Correction officers generally prefer to work in men's prisons, this tendency is closely linked with gendered perceptions of male and female inmates. Additionally, officers often subscribe to idea that working in a men's prison is 'real work' whereas women's prisons allow for less enforcement and less serious work. Prison guards tend to view female inmates as more emotional and therefore more difficult to manage than their male counterparts; in her 1987 book studying correctional officers who have supervised both male and female prisoners, Joycelyn Pollock suggests that these opinions are caused by preconceived gendered views of the inmates.

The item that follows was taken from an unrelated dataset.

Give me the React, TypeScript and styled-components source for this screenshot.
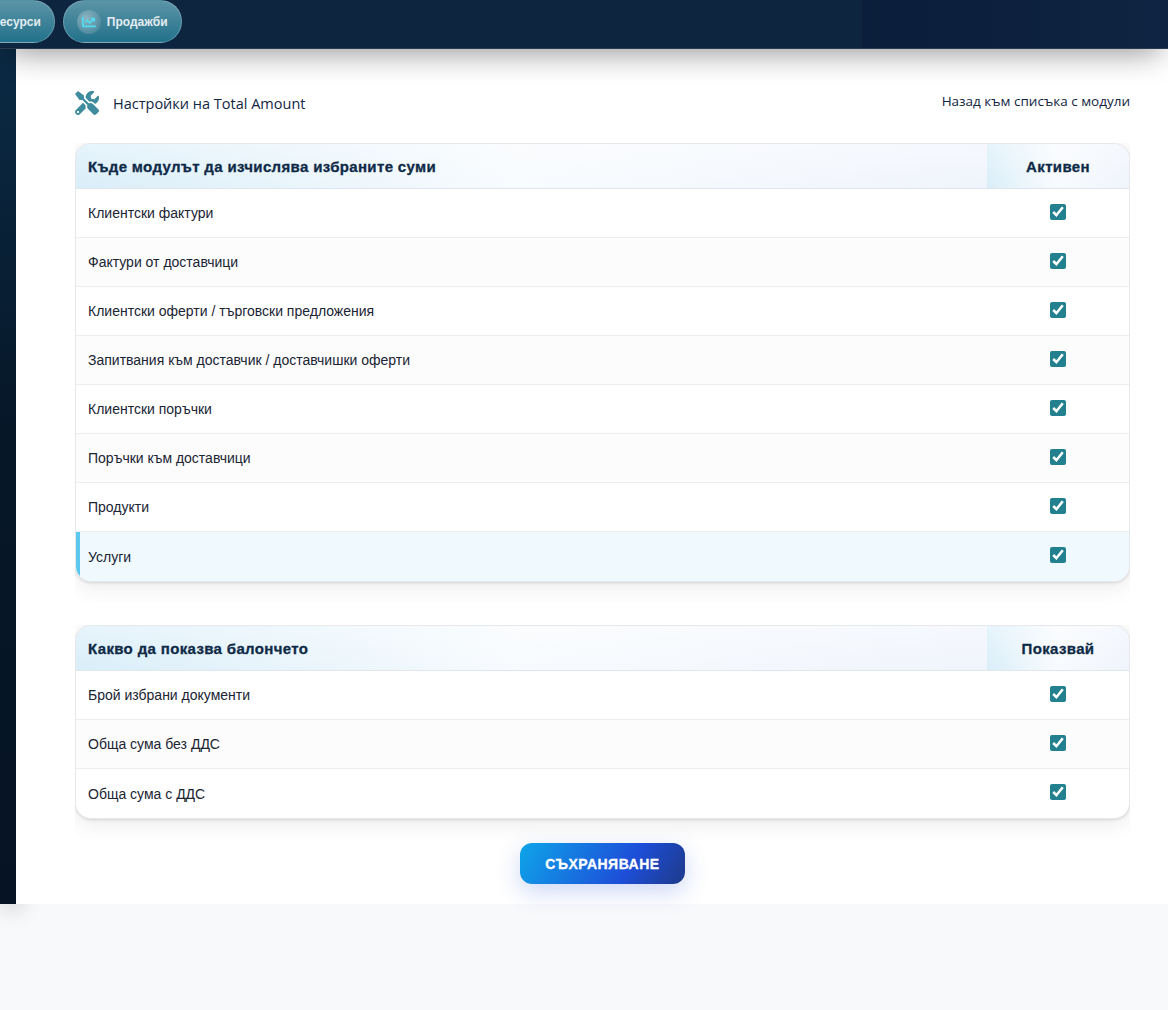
import styled, { createGlobalStyle } from "styled-components";
import { FaChartLine, FaTools, FaBoxes } from "react-icons/fa";

const GlobalStyle = createGlobalStyle`
  html, body {
    margin: 0;
    padding: 0;
    background: #f8f9fb;
    font-family: "Liberation Sans", Arial, sans-serif;
  }
  * { box-sizing: border-box; }
`;

const Page = styled.div`
  position: relative;
  width: 1168px;
  height: 1010px;
  overflow: hidden;
  background: #f8f9fb;
`;

const TopBar = styled.header`
  position: relative;
  z-index: 3;
  display: flex;
  height: 49px;
  background: #0e2540;
  border-bottom: 1px solid #2a3a4f;
  box-shadow: 0 12px 30px -8px rgba(0, 0, 0, 0.42);
`;

const Nav = styled.nav`
  flex: 1;
  display: flex;
  gap: 8px;
  margin-left: -52px;
  padding-top: 0;
  min-width: 0;
`;

const TopRight = styled.div`
  width: 306px;
  background: linear-gradient(90deg, #0b1e3a, #0e2442);
`;

const Pill = styled.a`
  display: flex;
  align-items: center;
  gap: 6px;
  height: 43px;
  padding: 0 13px;
  border-radius: 22px;
  border: 1px solid rgba(255, 255, 255, 0.22);
  background: linear-gradient(180deg, #5c94a7 0%, #3c8197 55%, #21728b 100%);
  color: #e3edf1;
  font-size: 12px;
  font-weight: 700;
  white-space: nowrap;
`;

const Ball = styled.span`
  display: flex;
  align-items: center;
  justify-content: center;
  width: 24px;
  height: 24px;
  border-radius: 50%;
  background: radial-gradient(circle at 40% 35%, #8fb4c2, #4d8a9e 75%);
  color: #4fdcf2;
  font-size: 14px;
`;

const Body = styled.div`
  display: flex;
  height: 855px;
`;

const Sidebar = styled.aside`
  position: relative;
  z-index: 1;
  width: 16px;
  background: linear-gradient(180deg, #0b2a44 0%, #061728 45%, #061324 100%);
  box-shadow: 4px 6px 22px rgba(0, 0, 0, 0.2);
`;

const Main = styled.main`
  position: relative;
  z-index: 2;
  flex: 1;
  background: #fff;
  padding: 41px 38px 0 59px;
`;

const TitleRow = styled.div`
  display: flex;
  align-items: center;
  justify-content: space-between;
  height: 26px;
  margin-bottom: 27px;
`;

const Title = styled.div`
  display: flex;
  align-items: center;
  gap: 14px;
  font-family: "Open Sans", sans-serif;
  font-size: 14.5px;
  color: #12263f;
  svg {
    color: #3f8c9e;
    font-size: 24px;
  }
`;

const BackLink = styled.a`
  position: relative;
  top: -2px;
  font-family: "Open Sans", sans-serif;
  font-size: 13.5px;
  color: #12263f;
`;

const TableClip = styled.div`
  overflow: hidden;
  padding-bottom: 21px;
  margin-bottom: 22px;
`;

const TableBox = styled.table`
  width: 100%;
  border-collapse: separate;
  border-spacing: 0;
  border: 1px solid #e6e8ec;
  border-radius: 16px;
  overflow: hidden;
  background: #fff;
  box-shadow: 0 4px 24px rgba(0, 0, 0, 0.09), 0 1px 3px rgba(0, 0, 0, 0.12);
`;

const HeadCell = styled.th<{ $center?: boolean }>`
  height: 45px;
  padding: 0 12px;
  text-align: ${(p) => (p.$center ? "center" : "left")};
  width: ${(p) => (p.$center ? "142px" : "auto")};
  font-size: 15px;
  font-weight: 700;
  letter-spacing: 0.35px;
  -webkit-text-stroke: 0.3px #0f2a47;
  color: #0f2a47;
  border-bottom: 1px solid #dfe6ee;
  background: linear-gradient(180deg, rgba(255, 255, 255, 0.35), rgba(255, 255, 255, 0)),
    linear-gradient(90deg, #d9eef9 0%, #f8fbfe 48%, #f0f4fc 100%);
`;

const Row = styled.tr<{ $active?: boolean }>`
  background: ${(p) => (p.$active ? "#f0f9fd" : "#fff")};
  &:nth-child(even) {
    background: ${(p) => (p.$active ? "#f0f9fd" : "#fcfcfc")};
  }
  &:not(:last-child) td {
    border-bottom: 1px solid #ededed;
  }
`;

const LabelCell = styled.td<{ $active?: boolean }>`
  height: 49px;
  padding: 0 12px;
  font-size: 14px;
  color: #1a2433;
  ${(p) => p.$active && "border-left: 4px solid #5bc8ef; padding-left: 8px;"}
`;

const CheckCell = styled.td`
  text-align: center;
  height: 49px;
`;

const Check = styled.input`
  display: block;
  width: 16px;
  height: 16px;
  margin: -3px auto 0;
  accent-color: #23818f;
`;

const SaveWrap = styled.div`
  display: flex;
  justify-content: center;
  margin-top: -19px;
`;

const SaveButton = styled.button`
  width: 165px;
  height: 41px;
  border: 0;
  border-radius: 12px;
  background: linear-gradient(120deg, #0ea5e9 0%, #1d4ed8 65%, #1e3a8a 100%);
  color: #fff;
  font-family: "Liberation Sans", Arial, sans-serif;
  font-size: 14px;
  font-weight: 700;
  letter-spacing: 0.5px;
  -webkit-text-stroke: 0.3px #fff;
  box-shadow: 0 8px 24px rgba(29, 78, 216, 0.22);
`;

const modules = [
  "Клиентски фактури",
  "Фактури от доставчици",
  "Клиентски оферти / търговски предложения",
  "Запитвания към доставчик / доставчишки оферти",
  "Клиентски поръчки",
  "Поръчки към доставчици",
  "Продукти",
  "Услуги",
];

const bubble = ["Брой избрани документи", "Обща сума без ДДС", "Обща сума с ДДС"];

const SettingsTable = ({
  title,
  column,
  rows,
  activeRow,
}: {
  title: string;
  column: string;
  rows: string[];
  activeRow?: string;
}) => (
  <TableClip>
    <TableBox>
      <thead>
        <tr>
          <HeadCell>{title}</HeadCell>
          <HeadCell $center>{column}</HeadCell>
        </tr>
      </thead>
      <tbody>
        {rows.map((row) => (
          <Row key={row} $active={row === activeRow}>
            <LabelCell $active={row === activeRow}>{row}</LabelCell>
            <CheckCell>
              <Check type="checkbox" defaultChecked />
            </CheckCell>
          </Row>
        ))}
      </tbody>
    </TableBox>
  </TableClip>
);

const App = () => {
  return (
    <Page>
      <GlobalStyle />
      <TopBar>
        <Nav>
          <Pill>
            <Ball>
              <FaBoxes />
            </Ball>
            Ресурси
          </Pill>
          <Pill>
            <Ball>
              <FaChartLine />
            </Ball>
            Продажби
          </Pill>
        </Nav>
        <TopRight />
      </TopBar>
      <Body>
        <Sidebar />
        <Main>
          <TitleRow>
            <Title>
              <FaTools />
              Настройки на Total Amount
            </Title>
            <BackLink>Назад към списъка с модули</BackLink>
          </TitleRow>
          <SettingsTable
            title="Къде модулът да изчислява избраните суми"
            column="Активен"
            rows={modules}
            activeRow="Услуги"
          />
          <SettingsTable title="Какво да показва балончето" column="Показвай" rows={bubble} />
          <SaveWrap>
            <SaveButton>СЪХРАНЯВАНЕ</SaveButton>
          </SaveWrap>
        </Main>
      </Body>
    </Page>
  );
};

export default App;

In 1993 Dana Britton conducted a study of correctional officer views and experiences through a series of semi-structured interviews on career path, training, issues concerning gender, and future work plans with officers from a men's and a women's prison in the American Southwest. She found that officers consistently expressed a preference to work in men's prisons, citing differences between male and female inmates as the main cause; officers perceive female inmates to be more difficult to manage, more likely to question an instruction, and less respectful than males. Many respondents also characterized female inmates as more emotional and therefore more likely to become inexplicably violent, while male violence is rationalized as having understandable goals. In this way, female violence is seen as irrational and ineffective whereas male violence is seen as meaningful and understandable. Britton notes that these perceptions seemed to be based primarily on essentialized views of women. Officers also tended to inherently consider men's prisons as the general model, the real prisons, while they viewed women's prisons as abnormal and deficient.